De-Noising Real Data

The file is a fragment of a tetrode recording made from the brain of a freely-moving mouse.

When the new file loads you can see the transformed trace (2) has less noise than the untransformed trace (1).

The coefficient values for level 1 in the transformed trace 2 are mostly 0, indicating that in the untransformed trace these coefficients were in the "kill" zone of the "keep, shrink or kill" SCAD algorithm. There are non-zero coefficient values at the time of the obvious spike in the data graph, but the coefficients are smaller than those at this time in the untransformed trace, indicating that they were in the "shrink" zone. You can switch back-and-forth between traces 1 and 2 to observe these differences.

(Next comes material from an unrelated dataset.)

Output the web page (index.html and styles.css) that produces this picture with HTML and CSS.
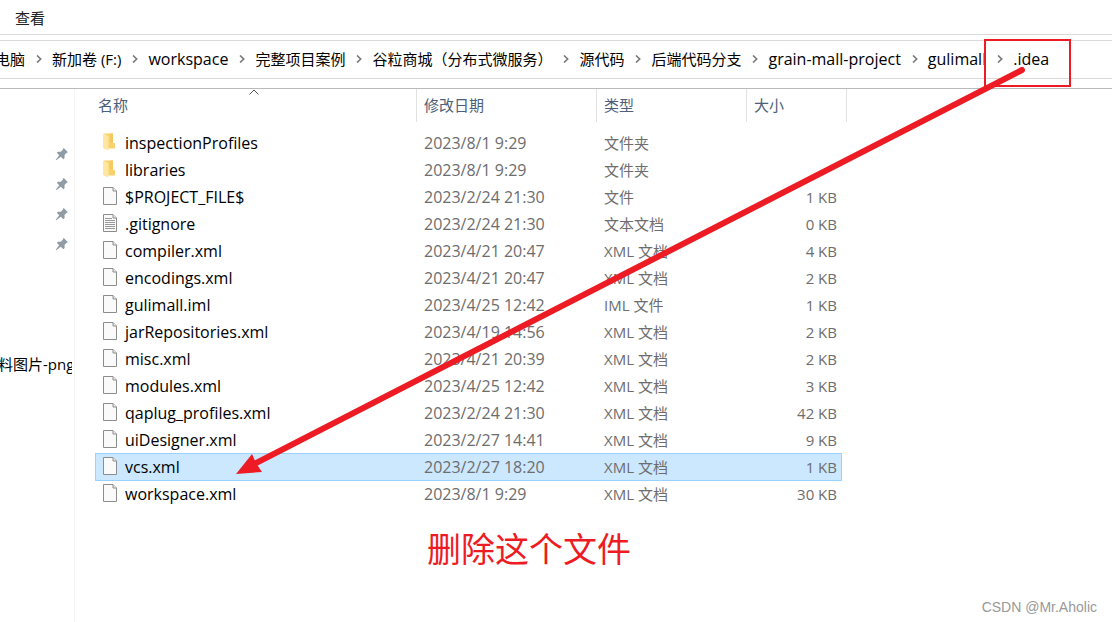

There is no change in the value of the coefficients associated with large spike in the data trace, indicating that in the untransformed trace these coefficients are in the "keep" zone (although there is definite shrinkage in the smaller coefficients at this level, which appropriate since the algorithm applies to all levels).

You can see the differences in the actual data traces more clearly by giving the traces different colours, superimposing them on the same axis, and zooming in:

wavelet de-noise
De-noising data using the wavelet transform. The noise threshold was set from the data, and the SCAD algorithm was used to transform the wavelet coefficients. The original data (red) and the transformed data (blue) are superimposed. Note that the large spike is virtually unchanged, but that the smaller fluctuations are attenuated.